Of the Captain himself, I may say that he is a slight, middle-sized, well-knit man, of about forty-two; a merry-looking man, with a ready, determined, and full of life and business; apparently the sort of man who is equally ready for a fight or a jollification, and whose preference for the latter would by no means interfere with his creditable conduct of the former.

His plainly furnished little state-room looked as business-like as a merchant's office. The round table in the centre was strewn with books and innumerable manuscripts, and on the shelves were formidable-looking rows of account books, charts, &c. I may observe of the cabin, as of every part of the Florida, that none of it appears to have been built for ornament--all for use. "You see," said the Captain, pointing to the heaps of papers, letters on files, account books, &c., which literally littered the table--"you see I have no sinecure of it. Since my paymaster died I've had to be my own paymaster. There's a young man named Davis--no relation to our President--who does paymaster's duty, but he is not quite up to the work." Captain Maffitt forthwith began an animated recital of his career and adventures. He is the oldest officer on board. All the officers were born in the Confederate States, and most of them were officers in the United States' navy before the outbreak of the war. The oldest of the officers is not more than twenty-three. The men are more mixed. There are one hundred able seamen on board the Florida and about thirteen officers. Four fine fellows are from the neighbourhood of Brest. Captain Maffitt says that he has hardly ever taken a prize but what some of the crew of the prize have come forward to say, "Should like to serve with you, Sir." Generally speaking, he has to refuse; but if he sees a very likely fellow he takes him on.

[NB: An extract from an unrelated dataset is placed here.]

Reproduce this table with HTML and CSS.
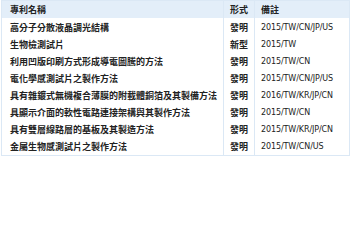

Captain Maffitt was a Lieutenant of the United States' navy before the outbreak, and in that capacity distinguished himself greatly. In 1858 he commanded the brig Dolphin, when he captured the slaver Echo, with 400 slaves on board, and took her into Charleston. For this feat his health was drunk at a public dinner at Liverpool; and it is a curious fact for those who maintain that the civil war in America is founded upon the slave question that the commander of this important Confederate cruiser should be the very man who has distinguished himself actively against the slave trade. In 1859 Captain Maffitt commanded the United States' steamer Crusader, and captured four slavers. The Captain had a great deal to say about his successful feat at Mobile. In his opinion it has been the greatest naval feat of modern times. He dwelt long and warmly upon the incidents of the affair, and pointed proudly to the marks of shrapnel, which are numerous enough, upon the masts and smoke-stacks. The Florida was struck with three heavy shots on that occasion, and one can easily perceive in the side of the ship where the mischief caused by the 11-inch shell has been repaired. The Florida made no endeavour to reply to the fire which she received, the sea running too high to admit of steady aim, and her small crew being too much occupied in the management of the ship. The Captain showed us a watercolour sketch (very well drawn, by one of the midshipmen) of the Florida running the blockade. It would not have disgraced a professional artist.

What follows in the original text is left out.